Après avoir exploré plusieurs aspects de la mise en scène, direction d'acteurs, utilisation de la musique, direction artistique essentiellement, et donnant de superbes chefs-d'œuvre, Wes Anderson a peu-à-peu choisi de n'insister que sur cette dernière. On peut parler de maniérisme, ce qui ne serait pas dérangeant s'il n'était systématique. Oui, Wes Anderson est un auteur, dans le sens ou sa patte se reconnaît au premier coup d'œil. Ce n'est pas une raison pour que tous les plans soient si semblables. Le plan frontal, symétrique est certes sa marque, mais c'est devenu le seul plan du film.
De nombreuses références (un peu obligatoires comme la vague de Hokusai) picturales très réussies et de toute beauté sont omniprésentes. Mais au niveau du langage cinématographique, c'est monocorde. D'ailleurs, nombreuses sont les scènes où les voix de comédiens sont monocordes aussi. Rigolo une fois, deux fois, pas trente-huit.
Wes ne veut plus laisser son film approprier par un Bill Murray, qui ajouterait sa personnalité à son univers. Il ne veut plus qu'on aille écouter les musiques qu'on y aimerait. Donc ici, une seule musique d'Alexandre Desplats. Monocorde aussi. Linéaire, du moins. Tout est rangé en lignes droites.
Dans des films Pixar, dont l'humour est très millimétré, il y a une volonté de feindre la perte de contrôle qui donne une spontanéité aux personnages. C'est ça qui est perdu ici, volontairement semble-t-il.
L'histoire aussi est séparée en chapitre constituant les étapes basiques d'un récit.
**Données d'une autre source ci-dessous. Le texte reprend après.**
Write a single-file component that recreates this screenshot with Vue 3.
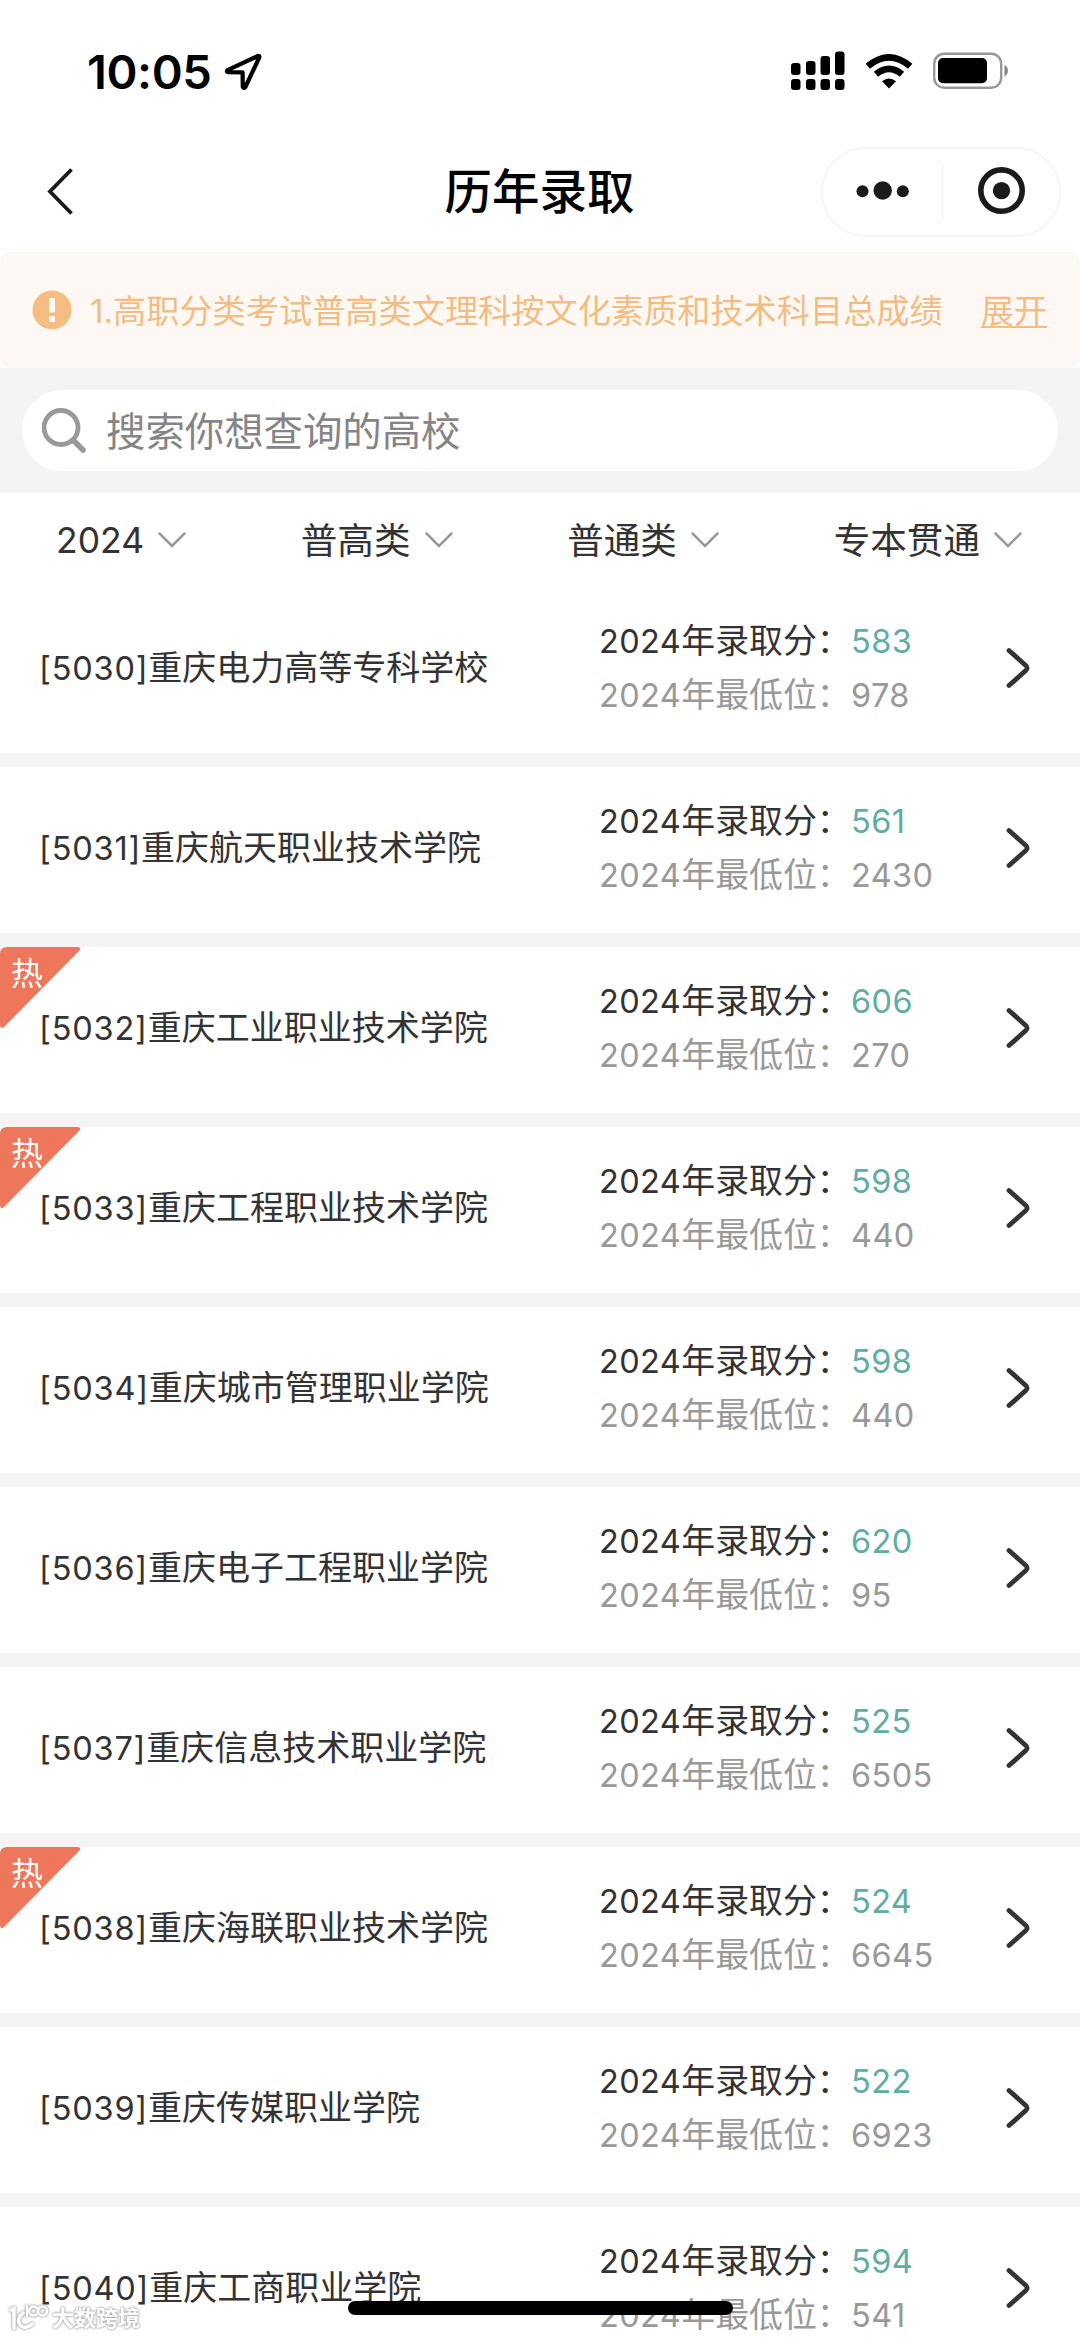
<script setup>
const filters = ['2024', '普高类', '普通类', '专本贯通']

const schools = [
  { code: '5030', name: '重庆电力高等专科学校', score: 583, rank: 978 },
  { code: '5031', name: '重庆航天职业技术学院', score: 561, rank: 2430 },
  { code: '5032', name: '重庆工业职业技术学院', score: 606, rank: 270, hot: true },
  { code: '5033', name: '重庆工程职业技术学院', score: 598, rank: 440, hot: true },
  { code: '5034', name: '重庆城市管理职业学院', score: 598, rank: 440 },
  { code: '5036', name: '重庆电子工程职业学院', score: 620, rank: 95 },
  { code: '5037', name: '重庆信息技术职业学院', score: 525, rank: 6505 },
  { code: '5038', name: '重庆海联职业技术学院', score: 524, rank: 6645, hot: true },
  { code: '5039', name: '重庆传媒职业学院', score: 522, rank: 6923 },
  { code: '5040', name: '重庆工商职业学院', score: 594, rank: 541 },
]
</script>

<template>
  <div class="page">
    <header class="status">
      <div class="clock">
        <span>10:05</span>
        <svg width="38" height="38" viewBox="0 0 38 38">
          <path d="M34 3 L3.5 17.2 Q2 19 4 19.2 L18.6 19.4 L18.8 34 Q20 36 21.4 34 L35.3 4.4 Q35.6 2.4 34 3Z" fill="none" stroke="#000" stroke-width="4.2" stroke-linejoin="round" />
        </svg>
      </div>
      <div class="indicators">
        <svg width="54" height="40" viewBox="0 0 54 40">
          <g fill="#000">
            <rect x="0" y="12" width="9.5" height="12" rx="3" />
            <rect x="15" y="10" width="9.5" height="14" rx="3" />
            <rect x="29.5" y="5" width="9.5" height="19" rx="3" />
            <rect x="44" y="0.5" width="9.5" height="23.5" rx="3" />
            <rect x="0" y="28" width="9.5" height="11" rx="3" />
            <rect x="15" y="28" width="9.5" height="11" rx="3" />
            <rect x="29.5" y="28" width="9.5" height="11" rx="3" />
            <rect x="44" y="28" width="9.5" height="11" rx="3" />
          </g>
        </svg>
        <svg class="wifi" width="48" height="36" viewBox="0 0 48 36">
          <g fill="none" stroke="#000" stroke-width="6.6">
            <path d="M2.8 12.3 Q24 -5.5 45.2 12.3" />
            <path d="M11 20.3 Q24 9.4 37 20.3" />
          </g>
          <path d="M17 27.3 Q24 21.8 31 27.3 L24 34.5Z" fill="#000" />
        </svg>
        <svg class="battery" width="76" height="38" viewBox="0 0 76 38">
          <rect x="1.2" y="1.7" width="67" height="34" rx="10" fill="none" stroke="#999" stroke-width="2.4" />
          <rect x="5" y="6" width="49" height="25.3" rx="5" fill="#000" />
          <path d="M71.5 12.8 Q75 15 75 18.7 Q75 22.4 71.5 24.7Z" fill="#888" />
        </svg>
      </div>
    </header>

    <nav class="navbar">
      <svg class="back" width="30" height="50" viewBox="0 0 30 50">
        <path d="M25.5 2.5 L4 24.5 L25.5 46.5" fill="none" stroke="#1a1a1a" stroke-width="3.8" />
      </svg>
      <h1>历年录取</h1>
      <div class="capsule">
        <svg width="119" height="86" viewBox="0 0 119 86" fill="#1a1a1a">
          <circle cx="39.5" cy="42.2" r="6" />
          <circle cx="59.7" cy="41.5" r="9.2" />
          <circle cx="79.8" cy="42.2" r="6" />
        </svg>
        <i></i>
        <svg width="116" height="86" viewBox="0 0 116 86">
          <circle cx="58.5" cy="41.6" r="20.7" fill="none" stroke="#1a1a1a" stroke-width="5.6" />
          <circle cx="58.5" cy="41.6" r="8.7" fill="#1a1a1a" />
        </svg>
      </div>
    </nav>

    <section class="notice-wrap">
      <div class="notice">
        <svg width="40" height="40" viewBox="0 0 40 40">
          <circle cx="20" cy="20" r="19.5" fill="#f4bd82" />
          <rect x="17" y="8" width="6" height="14.5" fill="#fdf8f4" />
          <rect x="17" y="26" width="6" height="6" fill="#fdf8f4" />
        </svg>
        <p>1.高职分类考试普高类文理科按文化素质和技术科目总成绩</p>
        <a>展开</a>
      </div>
    </section>

    <section class="search-area">
      <div class="search">
        <svg width="46" height="46" viewBox="0 0 46 46" fill="none" stroke="#999">
          <circle cx="19" cy="19.5" r="17" stroke-width="4.8" />
          <path d="M32 33 L41 42" stroke-width="5.6" stroke-linecap="round" />
        </svg>
        <span>搜索你想查询的高校</span>
      </div>
    </section>

    <section class="filters">
      <div v-for="(label, i) in filters" :key="label" class="filter">
        <span :class="{ year: i === 0 }">{{ label }}</span>
        <svg width="28" height="18" viewBox="0 0 28 18">
          <path d="M1.5 2.5 L14 15 L26.5 2.5" fill="none" stroke="#999" stroke-width="2.5" stroke-linecap="round" />
        </svg>
      </div>
    </section>

    <main class="list">
      <article v-for="school in schools" :key="school.code" class="row">
        <div v-if="school.hot" class="hot">
          <svg width="81" height="82" viewBox="0 0 81 82">
            <path d="M0 7 Q0 0 7 0 H77 Q82 0 79.5 3.5 L4 80 Q0 83 0 77Z" fill="#ed765b" />
          </svg>
          <span>热</span>
        </div>
        <h2><span class="num">[{{ school.code }}]</span>{{ school.name }}</h2>
        <div class="facts">
          <p><span class="label"><span class="num">2024</span>年录取分：</span><span class="num score">{{ school.score }}</span></p>
          <p class="muted"><span class="label"><span class="num">2024</span>年最低位：</span><span class="num">{{ school.rank }}</span></p>
        </div>
        <svg class="go" width="26" height="44" viewBox="0 0 26 44">
          <path d="M4 4.5 L20.5 19.2 Q23.8 22 20.5 24.8 L4 39.5" fill="none" stroke="#333" stroke-width="4.8" stroke-linecap="round" />
        </svg>
      </article>
    </main>

    <div class="watermark">
      <svg width="40" height="28" viewBox="0 0 40 28" fill="none" stroke="#fff" stroke-linecap="round">
        <path d="M2 6 L5 4.500 V24" stroke-width="3.4" />
        <path d="M14 9 Q7 15 11 21 Q16 26 23 20" stroke-width="3.6" />
        <path d="M18 2 V12" stroke-width="2.4" />
        <circle cx="24.500" cy="7" r="4.500" stroke-width="2.4" />
        <circle cx="33.500" cy="7" r="4.500" stroke-width="2.4" />
      </svg>
      <span>大数跨境</span>
    </div>
    <div class="home-indicator"></div>
  </div>
</template>

<style>
body {
  margin: 0;
  background: #fff;
}
</style>

<style scoped>
.page {
  position: relative;
  width: 1080px;
  height: 2337px;
  overflow: hidden;
  background: #fff;
  color: #333;
  font-family: Inter, "Noto Sans CJK SC", sans-serif;
}
h1, h2, p {
  margin: 0;
  font-weight: 400;
}
svg {
  display: block;
  flex: none;
}
.status {
  display: flex;
  justify-content: space-between;
  box-sizing: border-box;
  height: 132px;
  padding: 51px 71px 0 87px;
}
.clock {
  display: flex;
  align-items: center;
  gap: 13px;
  height: 42px;
  color: #000;
  font-size: 47px;
  font-weight: 600;
  letter-spacing: -0.4px;
}
.clock span {
  margin-top: -2px;
}
.indicators {
  display: flex;
  align-items: flex-start;
}
.wifi {
  margin: 3px 0 0 20px;
}
.battery {
  margin: 1px 0 0 20px;
}
.navbar {
  display: grid;
  grid-template-columns: 1fr auto 1fr;
  align-items: center;
  height: 120px;
  padding: 0 19px 0 46px;
}
.navbar h1 {
  margin-right: 28px;
  color: #000;
  font-size: 47.5px;
  font-weight: 500;
  line-height: 60px;
}
.capsule {
  display: flex;
  align-items: center;
  justify-self: end;
  box-sizing: border-box;
  width: 240px;
  height: 90px;
  border: 2px solid #f5f5f5;
  border-radius: 45px;
}
.capsule i {
  width: 2px;
  height: 56px;
  background: #f0f0f0;
}
.notice-wrap {
  background: #fff;
}
.notice {
  display: flex;
  align-items: center;
  height: 116px;
  padding: 0 33px 0 32px;
  border-radius: 10px;
  background: #fdf8f4;
  color: #f3bc82;
  font-size: 33.2px;
}
.notice p {
  margin: -3px 0 0 18px;
  white-space: nowrap;
}
.notice a {
  margin: -3px 0 0 auto;
  text-decoration: underline;
  text-decoration-thickness: 2px;
  text-underline-offset: 3px;
}
.search-area {
  height: 81px;
  padding: 22px;
  background: #f4f4f4;
}
.search {
  display: flex;
  align-items: center;
  gap: 18px;
  height: 81px;
  padding-left: 20px;
  border-radius: 41px;
  background: #fff;
  color: #858585;
  font-size: 39.4px;
}
.search span {
  margin-top: -4px;
}
.filters {
  display: flex;
  justify-content: space-between;
  height: 94px;
  padding: 0 58px 0 56px;
}
.filter {
  display: flex;
  align-items: center;
  gap: 14px;
  font-size: 36.6px;
}
.filter span {
  margin-top: -4px;
}
.filter .year {
  margin-top: 0;
  font-size: 35.5px;
}
.row {
  position: relative;
  display: flex;
  align-items: center;
  height: 163px;
  padding: 0 0 3px 39px;
  border-bottom: 14px solid #f4f4f4;
}
.row h2 {
  width: 560px;
  font-size: 34px;
  line-height: 48px;
  white-space: nowrap;
}
.num {
  font-size: 32.5px;
  letter-spacing: 0.4px;
}
.row h2 .num {
  letter-spacing: 0.8px;
}
.facts {
  width: 406px;
  font-size: 33.9px;
  line-height: 52.5px;
  white-space: nowrap;
}
.label {
  display: inline-block;
  width: 252px;
}
.score {
  color: #5fada4;
}
.muted {
  color: #999;
}
.go {
  margin-bottom: 2px;
}
.hot {
  position: absolute;
  top: 0;
  left: 0;
  color: #fff;
}
.hot span {
  position: absolute;
  top: 4px;
  left: 11px;
  font-size: 32px;
  line-height: 46px;
}
.watermark {
  position: absolute;
  bottom: 5px;
  left: 9px;
  display: flex;
  align-items: center;
  gap: 3px;
  color: #fff;
  font-size: 22px;
  font-weight: 700;
  line-height: 28px;
  filter: drop-shadow(0 0 1px #aaa) drop-shadow(0 0 1px #bbb);
}
.home-indicator {
  position: absolute;
  bottom: 22px;
  left: 348px;
  width: 385px;
  height: 14px;
  border-radius: 7px;
  background: #000;
}
</style>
Ce monsieur pense au carré et ne souhaite plus ajouter de talent au sien, si ce n'est la ribambelle de stars qui prêtent leurs voix, mais en animation, que ça ne vole pas la vedette au personnage.
Le côté "politique" du film, souvent salué, est assez basique. Il est intéressant pour des enfants, mais ne confondons pas fake news et propagande. Cette stratégie de communication de l'état totalitaire n'ets pas nouvelle, c'est celle déjà décrite dans 1984, reprise dans Brazil(T.Gilliam, 1985); on peut penser à Soleil Vert(R;Fleischer,1973) dans le même ordre d'idées et à de nombreuses (bonnes) séries B de science-fiction. C'est un poncif de la dystopie.
Elle a tout pour faire un bon film, cette histoire, cependant, mais cette maîtrise absolue, ce principe unique de mise-en-scène, ce rythme des gags à chaque fois identique (la petite conclusion humoristique à la fin du plan, la petite seconde d'attente avant la chute...), cette mécanique de quadrillage de tous les aspects du film selon le même principe, aplatit la narration. Wes Anderson prenait déjà cette pente dans Grand Budapest Hotel. Ici c'est clair, il ne s'occupe plus que de direction artistique, au dépens de son propos, de sa narration et de notre plaisir.
Sauf bien sûr quelques moments où la perfection est là. Ne soyons pas de mauvaise foi, on a jubilé un peu.
Il y a eu dans l'Histoire une véritable île aux chiens, au large d'Istanbul dans les années 1910 dont l'histoire a été très joliment racontée par Serge Avédikian dans son superbe court-métrage animé, Palme d'Or d'ailleurs, en 2010. A l'esthétique très léchée aussi.
M'étonnerait pas que Wes l'ait regardé.